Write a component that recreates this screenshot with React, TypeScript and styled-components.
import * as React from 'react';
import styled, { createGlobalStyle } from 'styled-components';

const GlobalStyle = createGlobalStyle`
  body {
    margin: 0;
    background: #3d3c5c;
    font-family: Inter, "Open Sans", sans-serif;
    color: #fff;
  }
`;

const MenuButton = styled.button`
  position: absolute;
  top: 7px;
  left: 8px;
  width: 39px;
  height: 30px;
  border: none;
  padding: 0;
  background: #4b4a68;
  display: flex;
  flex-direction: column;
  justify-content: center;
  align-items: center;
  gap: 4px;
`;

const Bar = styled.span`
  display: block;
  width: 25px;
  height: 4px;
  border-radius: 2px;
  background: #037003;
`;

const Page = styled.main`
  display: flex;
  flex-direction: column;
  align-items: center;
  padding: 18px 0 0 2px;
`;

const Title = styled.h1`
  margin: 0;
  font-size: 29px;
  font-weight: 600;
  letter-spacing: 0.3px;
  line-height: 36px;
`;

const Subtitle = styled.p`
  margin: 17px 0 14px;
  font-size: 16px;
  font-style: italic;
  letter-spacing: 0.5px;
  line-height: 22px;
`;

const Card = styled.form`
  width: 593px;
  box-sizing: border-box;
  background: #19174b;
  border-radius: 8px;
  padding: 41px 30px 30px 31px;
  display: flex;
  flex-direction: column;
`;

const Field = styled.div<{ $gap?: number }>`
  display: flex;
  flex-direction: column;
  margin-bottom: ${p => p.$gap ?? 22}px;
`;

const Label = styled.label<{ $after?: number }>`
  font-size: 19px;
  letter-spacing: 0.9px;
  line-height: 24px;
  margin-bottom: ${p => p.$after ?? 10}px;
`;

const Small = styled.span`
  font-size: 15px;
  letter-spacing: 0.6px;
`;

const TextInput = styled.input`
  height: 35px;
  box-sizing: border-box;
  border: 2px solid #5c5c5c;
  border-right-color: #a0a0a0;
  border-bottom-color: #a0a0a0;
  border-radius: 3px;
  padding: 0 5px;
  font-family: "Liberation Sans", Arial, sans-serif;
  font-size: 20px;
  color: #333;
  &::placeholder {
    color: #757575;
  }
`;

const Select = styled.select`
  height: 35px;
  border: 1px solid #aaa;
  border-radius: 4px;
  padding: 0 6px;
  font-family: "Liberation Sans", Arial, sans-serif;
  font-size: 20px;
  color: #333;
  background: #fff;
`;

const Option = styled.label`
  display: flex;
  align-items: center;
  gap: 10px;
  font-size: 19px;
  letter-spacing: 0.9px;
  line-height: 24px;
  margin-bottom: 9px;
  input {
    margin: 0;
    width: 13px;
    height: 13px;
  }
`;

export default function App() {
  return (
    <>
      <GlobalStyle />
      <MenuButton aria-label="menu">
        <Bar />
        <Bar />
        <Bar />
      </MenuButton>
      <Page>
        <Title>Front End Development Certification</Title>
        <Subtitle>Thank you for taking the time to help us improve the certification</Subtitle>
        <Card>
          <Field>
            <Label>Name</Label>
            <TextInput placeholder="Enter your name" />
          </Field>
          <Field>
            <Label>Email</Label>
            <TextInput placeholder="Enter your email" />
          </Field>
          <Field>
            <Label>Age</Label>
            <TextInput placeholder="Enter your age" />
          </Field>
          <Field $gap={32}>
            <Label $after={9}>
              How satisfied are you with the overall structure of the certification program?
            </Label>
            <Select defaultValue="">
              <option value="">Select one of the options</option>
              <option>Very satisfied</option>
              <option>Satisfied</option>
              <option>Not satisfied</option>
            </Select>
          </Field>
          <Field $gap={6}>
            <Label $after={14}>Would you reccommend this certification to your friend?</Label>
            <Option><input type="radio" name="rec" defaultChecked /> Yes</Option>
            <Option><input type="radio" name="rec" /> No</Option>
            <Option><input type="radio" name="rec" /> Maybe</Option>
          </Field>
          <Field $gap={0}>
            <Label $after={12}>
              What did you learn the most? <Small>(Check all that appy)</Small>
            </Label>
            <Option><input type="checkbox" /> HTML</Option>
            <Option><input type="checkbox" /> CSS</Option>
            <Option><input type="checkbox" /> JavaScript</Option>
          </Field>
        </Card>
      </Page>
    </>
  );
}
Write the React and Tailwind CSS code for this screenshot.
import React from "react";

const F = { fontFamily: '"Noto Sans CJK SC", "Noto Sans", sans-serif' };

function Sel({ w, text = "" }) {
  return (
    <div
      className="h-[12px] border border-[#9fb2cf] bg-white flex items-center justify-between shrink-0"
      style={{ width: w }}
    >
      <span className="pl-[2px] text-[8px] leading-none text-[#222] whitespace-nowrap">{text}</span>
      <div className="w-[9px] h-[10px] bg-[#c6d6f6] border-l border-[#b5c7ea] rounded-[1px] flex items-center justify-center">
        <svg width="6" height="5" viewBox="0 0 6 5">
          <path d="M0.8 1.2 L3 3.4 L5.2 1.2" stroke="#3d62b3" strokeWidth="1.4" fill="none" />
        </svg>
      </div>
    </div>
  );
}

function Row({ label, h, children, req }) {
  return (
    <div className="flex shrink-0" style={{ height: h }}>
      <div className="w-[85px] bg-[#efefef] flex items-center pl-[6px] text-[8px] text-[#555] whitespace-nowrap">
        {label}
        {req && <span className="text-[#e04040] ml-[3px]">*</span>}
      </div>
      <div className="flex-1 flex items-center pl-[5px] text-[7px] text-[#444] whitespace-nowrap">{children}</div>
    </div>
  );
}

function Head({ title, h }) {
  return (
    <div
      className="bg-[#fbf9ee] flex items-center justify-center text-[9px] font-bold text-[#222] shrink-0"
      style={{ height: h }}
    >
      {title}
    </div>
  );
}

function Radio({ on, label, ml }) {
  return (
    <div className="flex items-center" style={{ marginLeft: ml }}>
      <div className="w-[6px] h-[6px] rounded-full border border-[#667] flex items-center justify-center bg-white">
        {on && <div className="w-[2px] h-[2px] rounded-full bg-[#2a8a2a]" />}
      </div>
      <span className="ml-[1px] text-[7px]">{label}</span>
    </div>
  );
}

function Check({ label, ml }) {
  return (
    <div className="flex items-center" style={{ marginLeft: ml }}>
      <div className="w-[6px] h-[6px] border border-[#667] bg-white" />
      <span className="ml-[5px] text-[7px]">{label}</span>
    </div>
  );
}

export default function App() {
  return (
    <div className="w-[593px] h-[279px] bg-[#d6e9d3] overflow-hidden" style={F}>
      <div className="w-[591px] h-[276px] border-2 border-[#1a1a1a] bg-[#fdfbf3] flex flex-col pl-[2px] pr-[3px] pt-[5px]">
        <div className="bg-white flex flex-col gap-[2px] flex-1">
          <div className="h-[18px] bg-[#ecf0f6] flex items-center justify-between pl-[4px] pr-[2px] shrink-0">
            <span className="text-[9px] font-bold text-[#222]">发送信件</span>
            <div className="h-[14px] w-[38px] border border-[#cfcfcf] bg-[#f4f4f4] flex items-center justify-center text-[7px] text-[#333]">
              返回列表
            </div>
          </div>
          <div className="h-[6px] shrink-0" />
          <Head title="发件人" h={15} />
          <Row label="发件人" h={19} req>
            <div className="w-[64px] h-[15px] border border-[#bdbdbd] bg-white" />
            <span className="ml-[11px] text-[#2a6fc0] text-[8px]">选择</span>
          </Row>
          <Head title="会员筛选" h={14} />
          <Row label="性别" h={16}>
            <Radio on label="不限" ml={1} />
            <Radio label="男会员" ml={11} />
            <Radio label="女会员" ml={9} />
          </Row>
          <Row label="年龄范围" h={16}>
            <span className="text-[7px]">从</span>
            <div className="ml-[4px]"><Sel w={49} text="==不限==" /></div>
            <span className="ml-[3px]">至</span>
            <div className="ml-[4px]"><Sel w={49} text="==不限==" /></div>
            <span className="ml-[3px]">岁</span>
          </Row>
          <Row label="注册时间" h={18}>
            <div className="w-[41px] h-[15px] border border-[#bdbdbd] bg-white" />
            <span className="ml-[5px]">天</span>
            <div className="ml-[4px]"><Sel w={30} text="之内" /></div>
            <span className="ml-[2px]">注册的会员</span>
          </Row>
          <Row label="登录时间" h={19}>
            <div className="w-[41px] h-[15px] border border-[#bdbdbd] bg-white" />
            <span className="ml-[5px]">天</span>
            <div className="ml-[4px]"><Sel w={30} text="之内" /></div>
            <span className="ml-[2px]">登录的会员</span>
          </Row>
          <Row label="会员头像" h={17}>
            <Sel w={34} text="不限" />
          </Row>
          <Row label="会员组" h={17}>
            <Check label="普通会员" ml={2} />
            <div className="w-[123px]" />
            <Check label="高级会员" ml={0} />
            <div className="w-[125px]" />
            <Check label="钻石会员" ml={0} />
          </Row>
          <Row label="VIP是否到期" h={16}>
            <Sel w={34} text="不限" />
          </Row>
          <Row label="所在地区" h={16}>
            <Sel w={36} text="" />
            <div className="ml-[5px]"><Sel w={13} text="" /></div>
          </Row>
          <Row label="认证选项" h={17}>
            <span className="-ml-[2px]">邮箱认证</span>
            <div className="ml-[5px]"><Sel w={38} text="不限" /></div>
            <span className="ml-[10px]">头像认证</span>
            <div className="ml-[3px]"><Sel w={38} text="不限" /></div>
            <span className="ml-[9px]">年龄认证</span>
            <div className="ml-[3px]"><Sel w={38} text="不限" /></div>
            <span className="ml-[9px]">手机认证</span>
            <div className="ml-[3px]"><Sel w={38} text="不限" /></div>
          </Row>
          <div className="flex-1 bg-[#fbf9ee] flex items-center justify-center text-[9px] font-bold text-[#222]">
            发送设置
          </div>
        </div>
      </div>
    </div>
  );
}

_Your instructions:_ Tell how many lines of the data above hold the string "with". Give only the number.

_Task result:_ 2